Irish Banks Said to Face European Pressure to Write Off Loans

  • Permanent TSB share slump said to underscore need for action
  • Banks said to resist loan writedowns on optimism for rebound

Irish banks are set to face mounting pressure from regulators to write off bad loans, a person familiar with the matter said.

European authorities that now oversee the biggest Irish lenders have consistently pushed bankers to deal with the legacy of non-performing assets left over from the nation’s financial crash through measures such as loan sales. Regulators are beginning to lose patience with some lenders, meaning more urgent solutions may be sought unless convincing plans are laid out, according to the person, who asked not to be named as the deliberations are private.
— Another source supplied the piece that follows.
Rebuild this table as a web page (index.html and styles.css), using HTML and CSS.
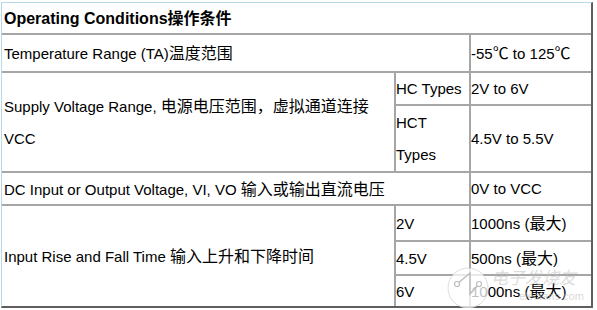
FILE: index.html
```html
<!DOCTYPE html>
<html lang="zh">
<head>
<meta charset="utf-8">
<title>Operating Conditions</title>
<link rel="stylesheet" href="styles.css">
</head>
<body>
<div class="wrap">
  <table class="spec">
    <colgroup>
      <col class="c-label">
      <col class="c-type">
      <col class="c-val">
    </colgroup>
    <tr class="r-head">
      <th colspan="3" class="lbl">Operating Conditions<span class="zh">操作条件</span></th>
    </tr>
    <tr class="r-temp">
      <td colspan="2" class="lbl">Temperature Range (TA)<span class="zh">温度范围</span></td>
      <td>-55<span class="zh">℃</span> to 125<span class="zh">℃</span></td>
    </tr>
    <tr class="r-hc">
      <td rowspan="2" class="lbl multi">Supply Voltage Range, <span class="zh">电源电压范围，虚拟通道连接</span> VCC</td>
      <td>HC Types</td>
      <td>2V to 6V</td>
    </tr>
    <tr class="r-hct">
      <td class="multi">HCT Types</td>
      <td>4.5V to 5.5V</td>
    </tr>
    <tr class="r-dc">
      <td colspan="2" class="lbl">DC Input or Output Voltage, VI, VO <span class="zh">输入或输出直流电压</span></td>
      <td>0V to VCC</td>
    </tr>
    <tr class="r-2v">
      <td rowspan="3" class="lbl">Input Rise and Fall Time <span class="zh">输入上升和下降时间</span></td>
      <td>2V</td>
      <td>1000ns (<span class="zh">最大</span>)</td>
    </tr>
    <tr class="r-45v">
      <td>4.5V</td>
      <td>500ns (<span class="zh">最大</span>)</td>
    </tr>
    <tr class="r-6v">
      <td>6V</td>
      <td>1000ns (<span class="zh">最大</span>)</td>
    </tr>
  </table>
  <div class="watermark" aria-hidden="true">
    <svg class="wm-logo" width="44" height="44" viewBox="0 0 44 44">
      <circle cx="22" cy="22" r="20" fill="rgba(255,255,255,0.75)" stroke="rgba(200,200,200,0.6)" stroke-width="1"/>
      <polyline points="11,18 24,7 24,28 33,18" fill="none" stroke="#bdbdbd" stroke-width="1.5"/>
      <circle cx="11" cy="18" r="2.5" fill="#fff" stroke="#bdbdbd" stroke-width="1.2"/>
      <circle cx="33" cy="18" r="2.5" fill="#fff" stroke="#bdbdbd" stroke-width="1.2"/>
    </svg>
    <span class="wm-cn">电子发烧友</span>
    <span class="wm-en">elecfans.com</span>
  </div>
</div>
</body>
</html>
```
FILE: styles.css
```css
html, body {
  margin: 0;
  padding: 0;
  background: #ffffff;
}

body {
  font-family: "Liberation Sans", Arial, "Noto Sans CJK SC", sans-serif;
  font-size: 15px;
  color: #000000;
}

.wrap {
  position: relative;
  margin: 2px 0 0 1px;
  width: 592px;
  box-sizing: border-box;
  border-style: solid;
  border-width: 1px 2px 2px 1px;
  border-color: #b7d7ea #5f5f5f #5f5f5f #b7d7ea;
}

.spec {
  border-collapse: collapse;
  border-style: hidden;
  table-layout: fixed;
  width: 589px;
}

.c-label { width: 393px; }
.c-type { width: 75px; }
.c-val { width: 121px; }

.spec td,
.spec th {
  border: 2px solid #a6a6a6;
  padding: 0;
  vertical-align: middle;
  text-align: left;
  font-weight: normal;
  line-height: 29px;
}

.spec th {
  font-weight: bold;
  font-size: 16px;
}

.spec .lbl {
  padding-left: 2px;
}

.spec .multi {
  line-height: 31.5px;
}

.zh {
  font-family: "Noto Sans CJK SC", sans-serif;
  font-size: 16px;
}

.r-head { height: 30px; }
.r-temp { height: 38px; }
.r-hc { height: 33px; }
.r-hct { height: 67px; }
.r-dc { height: 33px; }
.r-2v { height: 36px; }
.r-45v { height: 34px; }
.r-6v { height: 31px; }

.watermark {
  position: absolute;
  left: 444px;
  top: 262px;
  width: 150px;
  height: 44px;
  pointer-events: none;
}

.wm-logo {
  position: absolute;
  left: 0;
  top: 1px;
}

.wm-cn {
  position: absolute;
  left: 45px;
  top: 2px;
  font-family: "Noto Sans CJK SC", sans-serif;
  font-size: 17px;
  line-height: 20px;
  font-style: italic;
  color: rgba(190, 190, 190, 0.55);
  letter-spacing: 0;
}

.wm-en {
  position: absolute;
  left: 73px;
  top: 24px;
  font-family: "Liberation Sans", Arial, sans-serif;
  font-size: 11px;
  line-height: 14px;
  color: rgba(190, 190, 190, 0.6);
}
```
The plunge in Permanent TSB Group Holdings Plc’s share price over the past three weeks underscores the need for action, the person said. Some Irish officials have pushed back against wide-scale write offs, arguing the European regulators failed to recognize progress made on reducing bad loans and the potential for the assets to rebound in value, a second person said. Write-offs would also crystallize losses, hurting banks’ capital ratios.

Bad loans remain a 900 billion-euro ($1 trillion) burden on Europe’s banking sector and a millstone crimping economic growth. They remain concentrated unevenly among countries, with Ireland still among the worst affected. In Spain, Banco Popular Espanol SA collapsed this year under a mountain of bad property debt and was sold for 1 euro in a European-brokered fire sale.

PTSB Plan

A spokesman for PTSB declined to comment. In an e-mail response to a request for comment, the Irish finance ministry said the recent momentum in bad loan reduction has been “strong,” and the nation’s banks are dealing with non-performing assets at one of the fastest clips in the euro region.

“Further work is required by all banks to continue the momentum generated since 2013, all of which is supported by a large volumes of restructures, positive economic backdrop with rising employment, lower unemployment and improving collateral values and yields,” the ministry said.

While Irish bad loans have fallen about 65 percent since peaking in 2013, they still amount to about 18 percent of total loans, European Central Bank figures show.

In March, the ECB said that a reduction in non-performing loans is a key priority of the single supervisory mechanism this year, and some banks had to drop their “wait-and-see” approach.

Dividend Concern

Failure to deal with non-performing loans could prompt regulators to make it harder for banks to pay dividends, the second person said. Permanent TSB CEO Jeremy Masding said last month that his company needs to show material progress on bad loans to pay a dividend.

The ECB said it wouldn’t comment on individual banks.

“The onus is on banks to implement realistic and ambitious strategies to address NPLs,” the ECB said in response to questions. “In its ongoing work, the ECB challenges these plans where they are not sufficiently ambitious or realistic, in line with supervisory expectations.’’

Writing off loans won’t be an exercise in wholesale debt forgiveness, or mean banks give up legal claims, the first person said.

PTSB said last month that 28 percent of its loan book was non-performing at the end of June, a level it called unsustainable, and laid out a plan to reduce that percentage to high single digits over the medium term, partly through foreclosures and portfolio sales.

At Bank of Ireland Plc, about 10 percent of loans were classed as non-performing at the end of June. In response to questions, the lender said it would be “surprised” if any such requirements to write off more loans were imposed on it, given its “absolute and relative position with challenged assets.”

Allied Irish Banks Plc, where non-performing loans amounted to 19 percent of gross loans at end of June, said it’s focused on reducing impaired loans to levels more in line with European peers, and it’s reviewing all options to do that.